# PROBLEM STATEMENT:
Keep every line where the word "index" appears; drop the rest.

# # # # # # #

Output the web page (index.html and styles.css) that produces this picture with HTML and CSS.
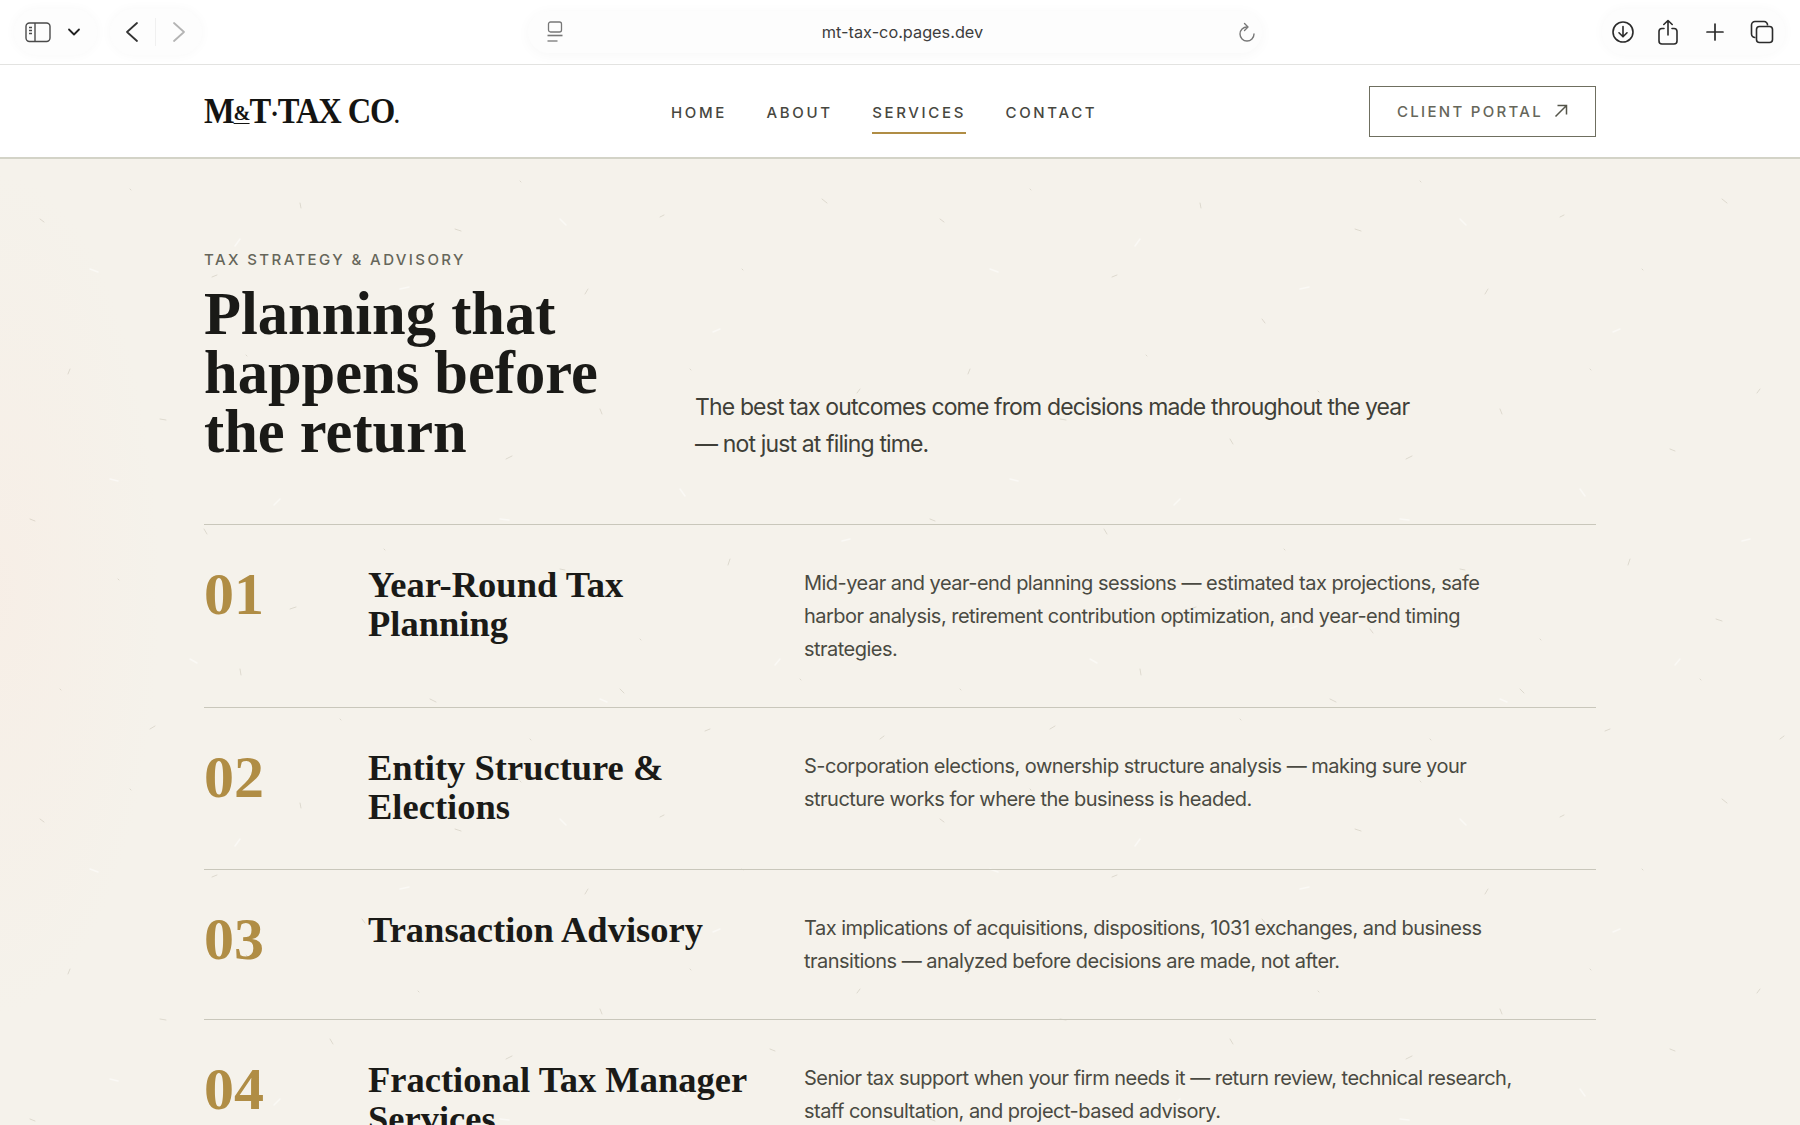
FILE: index.html
```html
<!DOCTYPE html>
<html lang="en">
<head>
<meta charset="utf-8">
<title>M&amp;T Tax Co. — Services</title>
<link rel="stylesheet" href="styles.css">
</head>
<body>
<div class="toolbar">
  <div class="pill pill-side">
    <svg viewBox="0 0 26 24" width="26" height="24" fill="none" stroke="#4a4a4a" stroke-width="1.4"><rect x="1" y="3" width="24" height="18.500" rx="3.500"/><path d="M10 3v18.500"/><path d="M4 7.500h3M4 10.500h3M4 13.500h3" stroke-width="1.300"/></svg>
    <svg viewBox="0 0 14 10" width="14" height="10" fill="none" stroke="#222" stroke-width="1.800" stroke-linecap="round" stroke-linejoin="round"><path d="M2 2.500l5 5 5-5"/></svg>
  </div>
  <div class="pill pill-nav">
    <svg viewBox="0 0 14 24" width="14" height="24" fill="none" stroke="#333" stroke-width="1.800" stroke-linecap="round" stroke-linejoin="round"><path d="M12 3L2 12l10 9"/></svg>
    <span class="sep"></span>
    <svg viewBox="0 0 14 24" width="14" height="24" fill="none" stroke="#b4b4b4" stroke-width="1.800" stroke-linecap="round" stroke-linejoin="round"><path d="M2 3l10 9-10 9"/></svg>
  </div>
  <div class="urlbar">
    <svg viewBox="0 0 16 22" width="16" height="22" fill="none" stroke="#777" stroke-width="1.300"><rect x="1.500" y="1" width="13" height="10" rx="2"/><path d="M.500 14.500h15" stroke-width="1.600"/><path d="M.500 20h10" stroke-width="1.300"/></svg>
    <span class="url">mt-tax-co.pages.dev</span>
    <svg viewBox="0 0 18 22" width="18" height="22" fill="none" stroke="#777" stroke-width="1.400" stroke-linecap="round" stroke-linejoin="round"><path d="M9 6a7 7 0 1 0 7 7"/><path d="M6.500 2.500L10 6l-3.500 3.500"/></svg>
  </div>
  <div class="pill pill-tools">
    <svg viewBox="0 0 24 24" width="24" height="24" fill="none" stroke="#2b2b2b" stroke-width="1.600" stroke-linecap="round" stroke-linejoin="round"><circle cx="12" cy="12" r="10"/><path d="M12 6.500v10M8 12.800l4 4 4-4"/></svg>
    <svg viewBox="0 0 22 26" width="22" height="26" fill="none" stroke="#2b2b2b" stroke-width="1.600" stroke-linecap="round" stroke-linejoin="round"><path d="M7 9.500H5a3 3 0 0 0-3 3V22a3 3 0 0 0 3 3h12a3 3 0 0 0 3-3v-9.500a3 3 0 0 0-3-3h-2"/><path d="M11 16V1.500M6.800 5.500L11 1.500l4.200 4"/></svg>
    <svg class="ic-plus" viewBox="0 0 20 20" width="20" height="20" fill="none" stroke="#2b2b2b" stroke-width="1.700" stroke-linecap="round"><path d="M10 2v16M2 10h16"/></svg>
    <svg class="ic-tabs" viewBox="0 0 24 24" width="24" height="24" fill="none" stroke="#2b2b2b" stroke-width="1.600"><rect x="6.500" y="6.500" width="16" height="16" rx="3"/><path d="M5.500 17.500A3.500 3.500 0 0 1 1.500 14V5A3.500 3.500 0 0 1 5 1.500h9a3.500 3.500 0 0 1 3.500 4"/></svg>
  </div>
</div>

<header class="site-header">
  <div class="wrap header-row">
    <div class="logo-box"><a class="logo">M<span class="amp">&amp;</span>T<span class="dot">·</span>TAX CO<span class="logo-end">.</span></a></div>
    <nav class="nav">
      <a>HOME</a>
      <a>ABOUT</a>
      <a class="active">SERVICES</a>
      <a>CONTACT</a>
    </nav>
    <a class="portal">CLIENT PORTAL
      <svg viewBox="0 0 14 14" width="14" height="14" fill="none" stroke="#55554a" stroke-width="1.500"><path d="M1.500 12.500L12.500 1.500M3.500 1.500h9v9"/></svg>
    </a>
  </div>
</header>

<main class="page">
  <div class="wrap">
    <section class="hero">
      <div class="hero-left">
        <p class="eyebrow">TAX STRATEGY &amp; ADVISORY</p>
        <h1>Planning that<br>happens before<br>the return</h1>
      </div>
      <p class="lead">The best tax outcomes come from decisions made throughout the year — not just at filing time.</p>
    </section>

    <section class="services">
      <article class="row">
        <div class="num">01</div>
        <h2>Year-Round Tax Planning</h2>
        <p>Mid-year and year-end planning sessions — estimated tax projections, safe harbor analysis, retirement contribution optimization, and year-end timing strategies.</p>
      </article>
      <article class="row">
        <div class="num">02</div>
        <h2>Entity Structure &amp; Elections</h2>
        <p>S-corporation elections, ownership structure analysis — making sure your structure works for where the business is headed.</p>
      </article>
      <article class="row">
        <div class="num">03</div>
        <h2>Transaction Advisory</h2>
        <p>Tax implications of acquisitions, dispositions, 1031 exchanges, and business transitions — analyzed before decisions are made, not after.</p>
      </article>
      <article class="row">
        <div class="num">04</div>
        <h2>Fractional Tax Manager Services</h2>
        <p>Senior tax support when your firm needs it — return review, technical research, staff consultation, and project-based advisory.</p>
      </article>
    </section>
  </div>
</main>
</body>
</html>
```

FILE: styles.css
```css
* { box-sizing: border-box; }
html, body { margin: 0; height: 1125px; overflow: hidden; }
body { font-family: "Inter", "Liberation Sans", sans-serif; background: #f5f2eb; color: #1a1a17; }

.toolbar {
  height: 65px;
  background: #fff;
  border-bottom: 1px solid #e3e3e1;
  display: flex;
  align-items: center;
  padding: 0 15px 1px 14px;
}
.pill {
  height: 46px;
  border-radius: 23px;
  background: #fdfdfd;
  box-shadow: 0 0 12px rgba(0,0,0,.03);
  display: flex;
  align-items: center;
}
.pill-side { width: 83px; padding-left: 11px; gap: 16px; }
.pill-nav { width: 92px; margin-left: 13px; padding-left: 15px; gap: 16px; }
.sep { width: 1px; height: 28px; background: #f0f0f0; }
.urlbar {
  width: 734px;
  height: 42px;
  margin-left: 326px;
  margin-top: 1px;
  border-radius: 21px;
  background: #fdfdfd;
  box-shadow: 0 2px 14px rgba(0,0,0,.035);
  display: flex;
  align-items: center;
  justify-content: space-between;
  padding: 0 6px 0 19px;
}
.url { font-size: 16.300px; color: #3d3d3d; margin-left: 4px; }
.pill-tools { width: 183px; margin-left: auto; padding-left: 9px; gap: 22px; }
.ic-plus { margin-left: 4px; }
.ic-tabs { margin-left: 3px; }

.wrap { width: 1392px; margin: 0 auto; }
.site-header { height: 94px; background: #fff; border-bottom: 2px solid #d3d3c7; }
.header-row { height: 92px; display: flex; align-items: center; }
.logo-box { width: 467px; }
.logo {
  display: inline-block;
  margin-top: 2px;
  font-family: "Liberation Serif", serif;
  font-weight: 700;
  font-size: 35px;
  letter-spacing: -1.2px;
  color: #141412;
  white-space: nowrap;
  transform: scaleX(.93);
  transform-origin: left center;
}
.amp { font-size: 22px; vertical-align: 3px; text-decoration: underline; text-decoration-thickness: 1px; text-underline-offset: 3px; }
.dot { font-size: 28px; }
.logo-end { font-size: 22px; }
.nav { display: flex; gap: 39.500px; margin-top: 4px; }
.nav a {
  font-size: 15px;
  font-weight: 500;
  letter-spacing: 2.650px;
  color: #47473f;
  padding: 10px 0 10px;
  border-bottom: 2px solid transparent;
}
.nav a.active { border-bottom-color: #b08d45; }
.portal {
  margin-left: auto;
  width: 227px;
  height: 51px;
  border: 1.500px solid #6f6f60;
  display: flex;
  align-items: center;
  justify-content: center;
  gap: 11px;
  font-size: 15px;
  font-weight: 500;
  letter-spacing: 2.300px;
  color: #66665a;
}

.page {
  height: 966px;
  overflow: hidden;
  background-color: #f5f2eb;
  background-image:
    url("data:image/svg+xml,%3Csvg xmlns='http://www.w3.org/2000/svg' width='900' height='600' fill='none' stroke-linecap='round'%3E%3Cg stroke='%23a89f8c' stroke-opacity='.3' stroke-width='1'%3E%3Cpath d='M40 60l4 3M130 30l1 1M212 118l5-2M300 44l1 5M362 160l3 4M455 70l6 2M520 22l1 1M588 130l-3 5M660 58l4-2M742 110l1 1M822 40l5 4M70 210l-2 5M160 260l6 1M246 196l1 1M330 280l3 5M418 232l1 1M506 300l6-3M600 250l2 5M690 210l1 1M770 290l5 2M860 230l-3 4M30 360l5 2M118 420l1 1M204 370l3 5M290 450l6-2M384 390l1 1M470 470l3 4M560 410l5 1M640 480l1 1M730 400l-2 6M816 460l6 2M60 530l1 1M150 570l5-3M240 510l1 6M340 560l1 1M430 540l6 3M530 580l1 1M620 530l4 4M710 570l-5 2M800 520l1 1M880 580l4-3'/%3E%3C/g%3E%3Cg stroke='%23fff' stroke-opacity='.5' stroke-width='1.500'%3E%3Cpath d='M90 110l8 3M240 80l-5 7M400 130l9-2M560 60l6 6M720 170l-7 3M110 320l8 2M280 340l-6 6M500 360l9 1M680 330l5 7M850 380l-8 2M190 500l7 4M390 470l7-3M600 540l7 3M780 500l-5 6'/%3E%3C/g%3E%3C/svg%3E"),
    radial-gradient(ellipse 160px 420px at 0 45%, rgba(250,232,222,.35), transparent);
  background-size: 900px 600px, 100% 100%;
}
.hero {
  display: grid;
  grid-template-columns: 491px 1fr;
  align-items: end;
  height: 365px;
  padding-top: 84px;
  padding-bottom: 63px;
}
.eyebrow {
  margin: 0 0 15px;
  font-size: 15px;
  font-weight: 500;
  letter-spacing: 2.400px;
  line-height: 18px;
  color: #66665a;
}
h1 {
  margin: 0;
  font-family: "Liberation Serif", serif;
  font-weight: 700;
  font-size: 60.500px;
  line-height: 59px;
  color: #1a1a17;
}
.lead {
  margin: 0 0 -2px;
  width: 730px;
  font-size: 23px;
  line-height: 37px;
  letter-spacing: -0.860px;
  color: #3f3f38;
}
.services { border-top: 1px solid #c9c7bb; }
.row {
  display: grid;
  grid-template-columns: 164px 436px 1fr;
  padding: 40px 0 41px;
  border-bottom: 1px solid #c9c7bb;
}
.num {
  font-family: "Liberation Serif", serif;
  font-weight: 700;
  font-size: 60px;
  line-height: 58px;
  padding-bottom: 10px;
  color: #b08d45;
}
h2 {
  margin: 0;
  padding-bottom: 2px;
  font-family: "Liberation Serif", serif;
  font-weight: 700;
  font-size: 36.500px;
  line-height: 39px;
  color: #1a1a17;
  width: 390px;
}
.row p {
  margin: 2px 0 0;
  max-width: 715px;
  font-size: 20px;
  line-height: 33px;
  letter-spacing: -0.520px;
  color: #4a4a42;
}
```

# # # # # # #

# SOLUTION FOR THIS PROBLEM:
Output the web page (index.html and styles.css) that produces this picture with HTML and CSS.
FILE: index.html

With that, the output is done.